NJ Transit: The Last Mile Is The Longest
The Atlantic City train line is populated with older people going to gamble, the odd traveler, and in between two stations, dozens of Catholic high school students. They all get on at one stop, noisily traipse through the train, and then exit at the next station.

If I told you the school was called “St. Joseph”, you’d accuse me of generalizing about Catholic schools.

But I swear to you that all their clothes had embroidery that said “St. Joseph”.

I entertain us on the 90 minute train ride by teaching Bradley backgammon. We play the version on my Treo, and when we inevitably decide to play for money (of course!) he demands 4:1 odds because he’s just learned the game. He wins with a series of lucky doubles and wins $4. We then play a few more games while I negotiate the odds some more and I end up winning back all but $1 from him.

Trip total so far: -$1

AC: We have arrived in Oz
Ninety minutes on the train and we’re in AC. Since we don’t have a car, we are going to have to take cabs everywhere until V gets here.

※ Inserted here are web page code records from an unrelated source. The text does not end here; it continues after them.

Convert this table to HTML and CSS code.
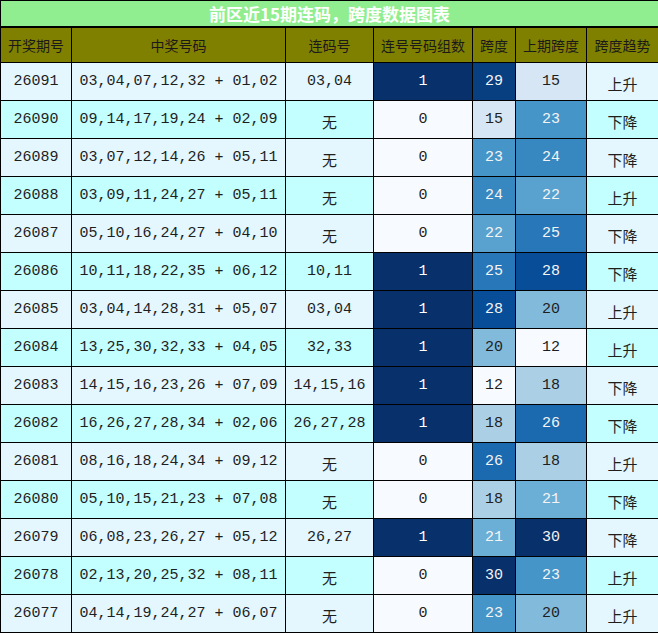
FILE: index.html
```html
<!DOCTYPE html>
<html lang="zh">
<head>
<meta charset="utf-8">
<title>前区近15期连码，跨度数据图表</title>
<link rel="stylesheet" href="styles.css">
</head>
<body>
<table class="chart">
  <colgroup>
    <col class="c-issue"><col class="c-nums"><col class="c-lian"><col class="c-groups"><col class="c-span"><col class="c-prev"><col class="c-trend">
  </colgroup>
  <thead>
    <tr><th class="title" colspan="7">前区近15期连码，跨度数据图表</th></tr>
    <tr class="head">
      <th>开奖期号</th><th>中奖号码</th><th>连码号</th><th>连号号码组数</th><th>跨度</th><th>上期跨度</th><th>跨度趋势</th>
    </tr>
  </thead>
  <tbody>
    <tr class="r-a"><td>26091</td><td>03,04,07,12,32 + 01,02</td><td>03,04</td><td class="g1">1</td><td class="h29">29</td><td class="h15">15</td><td class="cjk">上升</td></tr>
    <tr class="r-b"><td>26090</td><td>09,14,17,19,24 + 02,09</td><td class="cjk">无</td><td class="g0">0</td><td class="h15">15</td><td class="h23">23</td><td class="cjk">下降</td></tr>
    <tr class="r-a"><td>26089</td><td>03,07,12,14,26 + 05,11</td><td class="cjk">无</td><td class="g0">0</td><td class="h23">23</td><td class="h24">24</td><td class="cjk">下降</td></tr>
    <tr class="r-b"><td>26088</td><td>03,09,11,24,27 + 05,11</td><td class="cjk">无</td><td class="g0">0</td><td class="h24">24</td><td class="h22">22</td><td class="cjk">上升</td></tr>
    <tr class="r-a"><td>26087</td><td>05,10,16,24,27 + 04,10</td><td class="cjk">无</td><td class="g0">0</td><td class="h22">22</td><td class="h25">25</td><td class="cjk">下降</td></tr>
    <tr class="r-b"><td>26086</td><td>10,11,18,22,35 + 06,12</td><td>10,11</td><td class="g1">1</td><td class="h25">25</td><td class="h28">28</td><td class="cjk">下降</td></tr>
    <tr class="r-a"><td>26085</td><td>03,04,14,28,31 + 05,07</td><td>03,04</td><td class="g1">1</td><td class="h28">28</td><td class="h20">20</td><td class="cjk">上升</td></tr>
    <tr class="r-b"><td>26084</td><td>13,25,30,32,33 + 04,05</td><td>32,33</td><td class="g1">1</td><td class="h20">20</td><td class="h12">12</td><td class="cjk">上升</td></tr>
    <tr class="r-a"><td>26083</td><td>14,15,16,23,26 + 07,09</td><td>14,15,16</td><td class="g1">1</td><td class="h12">12</td><td class="h18">18</td><td class="cjk">下降</td></tr>
    <tr class="r-b"><td>26082</td><td>16,26,27,28,34 + 02,06</td><td>26,27,28</td><td class="g1">1</td><td class="h18">18</td><td class="h26">26</td><td class="cjk">下降</td></tr>
    <tr class="r-a"><td>26081</td><td>08,16,18,24,34 + 09,12</td><td class="cjk">无</td><td class="g0">0</td><td class="h26">26</td><td class="h18">18</td><td class="cjk">上升</td></tr>
    <tr class="r-b"><td>26080</td><td>05,10,15,21,23 + 07,08</td><td class="cjk">无</td><td class="g0">0</td><td class="h18">18</td><td class="h21">21</td><td class="cjk">下降</td></tr>
    <tr class="r-a"><td>26079</td><td>06,08,23,26,27 + 05,12</td><td>26,27</td><td class="g1">1</td><td class="h21">21</td><td class="h30">30</td><td class="cjk">下降</td></tr>
    <tr class="r-b"><td>26078</td><td>02,13,20,25,32 + 08,11</td><td class="cjk">无</td><td class="g0">0</td><td class="h30">30</td><td class="h23">23</td><td class="cjk">上升</td></tr>
    <tr class="r-a"><td>26077</td><td>04,14,19,24,27 + 06,07</td><td class="cjk">无</td><td class="g0">0</td><td class="h23">23</td><td class="h20">20</td><td class="cjk">上升</td></tr>
  </tbody>
</table>
</body>
</html>
```

FILE: styles.css
```css
html, body {
  margin: 0;
  padding: 0;
  background: #ffffff;
}

.chart {
  width: 658px;
  border-collapse: collapse;
  table-layout: fixed;
  font-family: "Liberation Mono", "Noto Sans CJK SC", monospace;
  font-size: 15px;
  color: #1e1e1e;
}

.c-issue { width: 71px; }
.c-nums { width: 214px; }
.c-lian { width: 88px; }
.c-groups { width: 99px; }
.c-span { width: 43px; }
.c-prev { width: 71px; }
.c-trend { width: 72px; }

.chart th,
.chart td {
  border: 1px solid #000000;
  padding: 0;
  text-align: center;
  vertical-align: middle;
  white-space: nowrap;
  overflow: hidden;
}

.title {
  height: 25px;
  background: #90ee90;
  color: #ffffff;
  font-family: "Noto Sans CJK SC", "Liberation Sans", sans-serif;
  font-size: 17px;
  font-weight: bold;
  line-height: 24px;
  border-bottom: 2px solid #000000 !important;
}

.head th {
  height: 34px;
  background: #808000;
  color: #1a1a1a;
  font-family: "Noto Sans CJK SC", sans-serif;
  font-size: 14px;
  font-weight: normal;
}

.chart tbody td {
  height: 37px;
}

.r-a td { background: #e4f7ff; }
.r-b td { background: #c4ffff; }

.chart tbody td.cjk {
  font-family: "Noto Sans CJK SC", sans-serif;
  font-size: 15px;
  height: 34px;
  padding-top: 3px;
}

/* 连号号码组数 */
.chart td.g1 { background: #08306b; color: #ffffff; }
.chart td.g0 { background: #f7fbff; color: #1e1e1e; }

/* Blues scale 12..30 */
.chart td.h12 { background: #f7fbff; color: #1e1e1e; }
.chart td.h15 { background: #d6e6f4; color: #1e1e1e; }
.chart td.h18 { background: #abd0e6; color: #1e1e1e; }
.chart td.h20 { background: #82badb; color: #1e1e1e; }
.chart td.h21 { background: #6baed6; color: #f4f4f4; }
.chart td.h22 { background: #59a2cf; color: #f4f4f4; }
.chart td.h23 { background: #4695c8; color: #f4f4f4; }
.chart td.h24 { background: #3787c0; color: #f4f4f4; }
.chart td.h25 { background: #2878b9; color: #f4f4f4; }
.chart td.h26 { background: #1b6aaf; color: #f4f4f4; }
.chart td.h28 { background: #084d97; color: #f4f4f4; }
.chart td.h29 { background: #083f81; color: #f4f4f4; }
.chart td.h30 { background: #08306b; color: #f4f4f4; }
```
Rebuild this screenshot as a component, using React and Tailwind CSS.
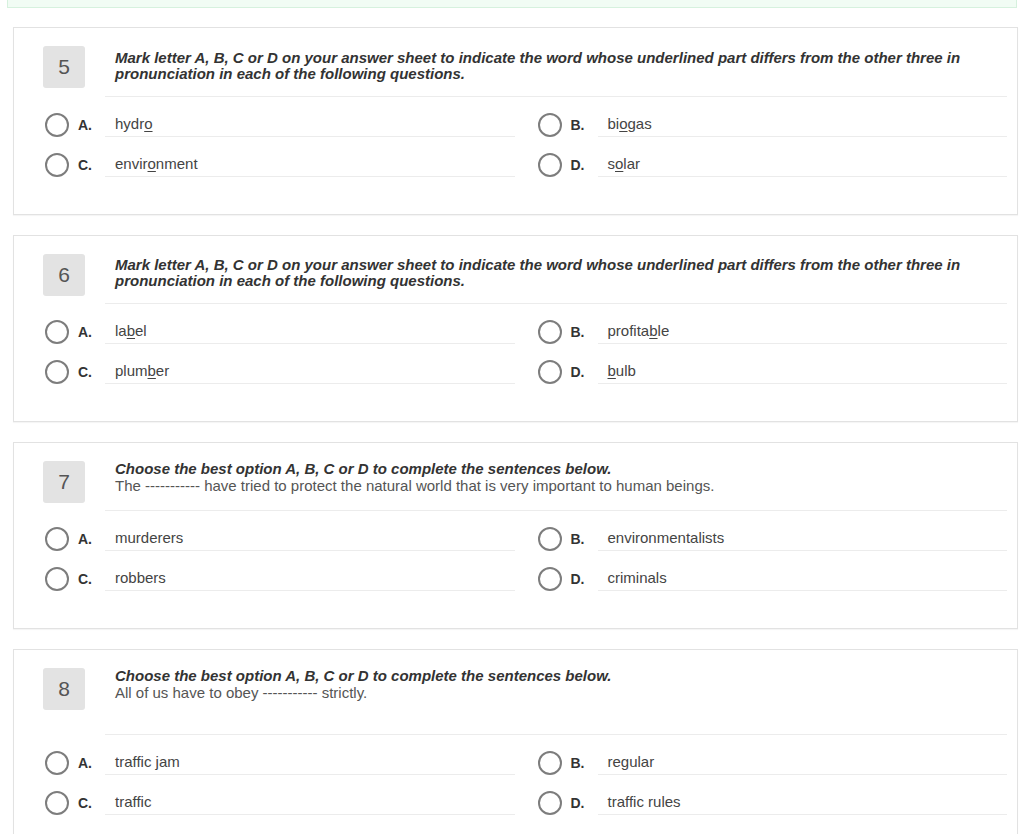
import React from "react";

// Quiz question data
const questions = [
  {
    id: 5,
    title:
      "Mark letter A, B, C or D on your answer sheet to indicate the word whose underlined part differs from the other three in pronunciation in each of the following questions.",
    body: null,
    pt: "pt-[4px]",
    h: "h-[51px]",
    options: [
      ["A.", ["hydr", "o", ""]],
      ["B.", ["bi", "o", "gas"]],
      ["C.", ["envir", "o", "nment"]],
      ["D.", ["s", "o", "lar"]],
    ],
  },
  {
    id: 6,
    title:
      "Mark letter A, B, C or D on your answer sheet to indicate the word whose underlined part differs from the other three in pronunciation in each of the following questions.",
    body: null,
    pt: "pt-[3px]",
    h: "h-[50px]",
    options: [
      ["A.", ["la", "b", "el"]],
      ["B.", ["profita", "b", "le"]],
      ["C.", ["plum", "b", "er"]],
      ["D.", ["", "b", "ulb"]],
    ],
  },
  {
    id: 7,
    title: "Choose the best option A, B, C or D to complete the sentences below.",
    body: "The ----------- have tried to protect the natural world that is very important to human beings.",
    pt: "pt-0",
    h: "h-[50px]",
    options: [
      ["A.", ["murderers"]],
      ["B.", ["environmentalists"]],
      ["C.", ["robbers"]],
      ["D.", ["criminals"]],
    ],
  },
  {
    id: 8,
    title: "Choose the best option A, B, C or D to complete the sentences below.",
    body: "All of us have to obey ----------- strictly.",
    pt: "pt-0",
    h: "h-[67px]",
    options: [
      ["A.", ["traffic jam"]],
      ["B.", ["regular"]],
      ["C.", ["traffic"]],
      ["D.", ["traffic rules"]],
    ],
  },
];

const Word = ({ parts }) =>
  parts.length === 1 ? (
    <span>{parts[0]}</span>
  ) : (
    <span>
      {parts[0]}
      <u className="underline underline-offset-2">{parts[1]}</u>
      {parts[2]}
    </span>
  );

const Option = ({ letter, parts }) => (
  <div className="flex items-start">
    <div className="ml-[2px] mt-[16px] w-6 h-6 rounded-full border-2 border-[#7d7d7d] bg-white shrink-0" />
    <div className="ml-[9px] w-[27px] pt-[18px] leading-5 text-[14px] font-bold text-[#333]">
      {letter}
    </div>
    <div className="flex-1 h-10 pt-[17px] pl-[10px] leading-5 text-[15px] text-[#444] border-b border-[#ececec]">
      <Word parts={parts} />
    </div>
  </div>
);

const QuestionCard = ({ q }) => (
  <div className="bg-white border border-[#e2e2e2] shadow-[0_1px_1px_rgba(0,0,0,0.04)] pt-[18px] pb-[37px] pl-[29px] pr-[10px]">
    <div className="flex items-start">
      <div className="w-[42px] h-[42px] rounded-[3px] bg-[#e3e3e3] flex items-center justify-center text-[21px] text-[#555] shrink-0">
        {q.id}
      </div>
      <div
        className={`ml-5 flex-1 pl-[10px] ${q.pt} ${q.h} border-b border-[#ececec] text-[15px] leading-4 text-[#333]`}
      >
        <div className="font-bold italic">{q.title}</div>
        {q.body && <div className="text-[#555] leading-[17px]">{q.body}</div>}
      </div>
    </div>
    <div className="grid grid-cols-2 gap-x-[21px]">
      {q.options.map(([letter, parts]) => (
        <Option key={letter} letter={letter} parts={parts} />
      ))}
    </div>
  </div>
);

export default function App() {
  return (
    <div
      className="min-h-screen bg-white overflow-hidden"
      style={{ fontFamily: '"Liberation Sans", Arial, sans-serif' }}
    >
      {/* tail of previous panel */}
      <div className="ml-[7px] mr-[7px] h-[8px] bg-[#f1fcf4] border-x border-b border-[#d6f1de]" />
      <div className="ml-[13px] mr-[6px] mt-[19px] flex flex-col gap-5">
        {questions.map((q) => (
          <QuestionCard key={q.id} q={q} />
        ))}
      </div>
    </div>
  );
}
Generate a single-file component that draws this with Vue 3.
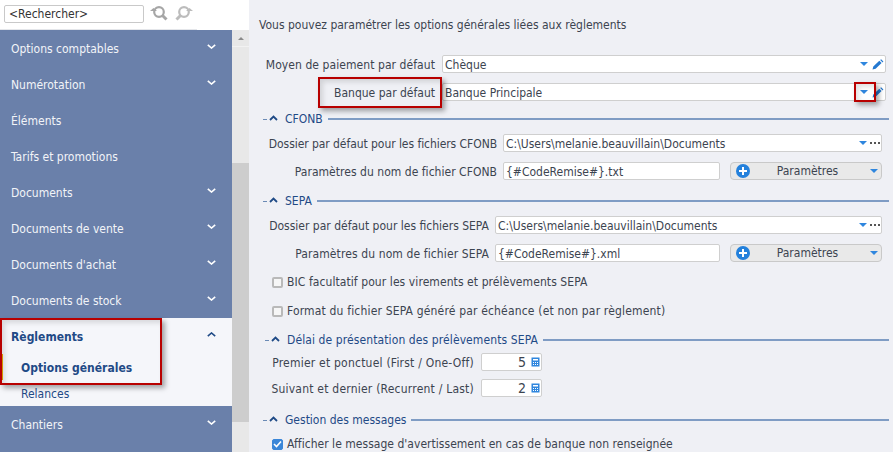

I still am proud of the decision not to rent a car. So far not having a car has cost us $22. But the car is at least $35 / day. It’s a good decision that we’ll regret later.

We head to our hotel, the Quality Inn. The place is a dump but it’s cheap and we’re not going to spend much time here anyway. We unpack our stuff and have a fanciful debate about where to play poker. We have been having this discussion for a week, even though I know the answer will be the Borgata.

All the other supposedly non-smoking poker rooms have smokers nearby that waft into your space while you’re playing. Also, the Taj Mahal is having a tournament and is short on tables, so the wait for seats is going to be awful. I have a theory that the players who leave the tournament will sit down and play cash games poorly because they got knocked out, but it’s really not compelling.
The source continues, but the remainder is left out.